Published on Monday, February 16, 2015 in |

In general connected pawns are stronger than separated pawns, but there are some exceptions. An opposing King cannot stop the promotion of two pawns when they are separated by one or more files once they have reached the 6th rank, while he is able to stop the connected pawns.

In the next diagram White will be unable to prevent the promotion of one of the pawns and Black will win the game.


A King is also unable to stop the promotion of two pawns when they are separated by two or more squares once they have reached the fifth rank. And the same is true when they are separated by three or more files once they have reached the fourth rank (unless one of them is captured on the next move).
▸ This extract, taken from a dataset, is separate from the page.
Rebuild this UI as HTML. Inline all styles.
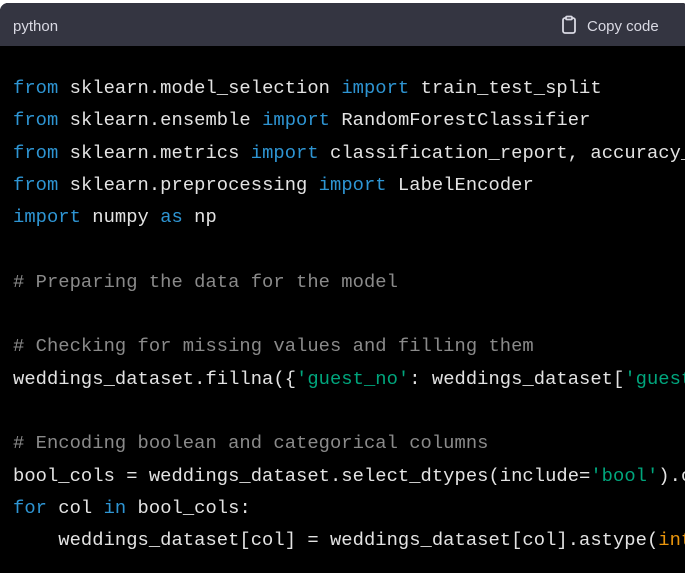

This is in fact the square rule for two pawns which follows the square rule of the pawn. We’ll continue with eight tactical exercises.

Original 2 Responses to “A square rule for separated pawns”

  1. jawad
    July 1st, 2010 at 3:35 pm
    Thank you for putting up this beautiful website. This particular lesson frustrated me a bit. The title is confusing since things are not explained in terms of square rules.
    It should probably be stated that the white king in this example must be inside the overlapping promotion squares of the two pawns.
    There are other hidden assumptions too. The pawns must be level. The king is on the 8th rank in all examples. Does it need to be for these examples to work?
    Another hidden assumption is that black wins only if it is white’s move, or that white is forced to move the king but black is not forced to move its pawns. The hardest part for me is imagining how the white king can prevent any separated pawns from promoting regardless of what rank they are on. It seems if white captures on pawn, the other has already escaped towards promotion.
  2. Chess Teacher
    July 1st, 2010 at 6:46 pm
    Regarding your last “question”
    If White captures a pawn he can still capture the other pawn if he is able to place his King inside the square as you have seen in the lesson about the square rule.
    During a normal (non internet) lesson it is rather easy to indicate the squares, but I think that you are right that it is not so easy to see them in the lesson above.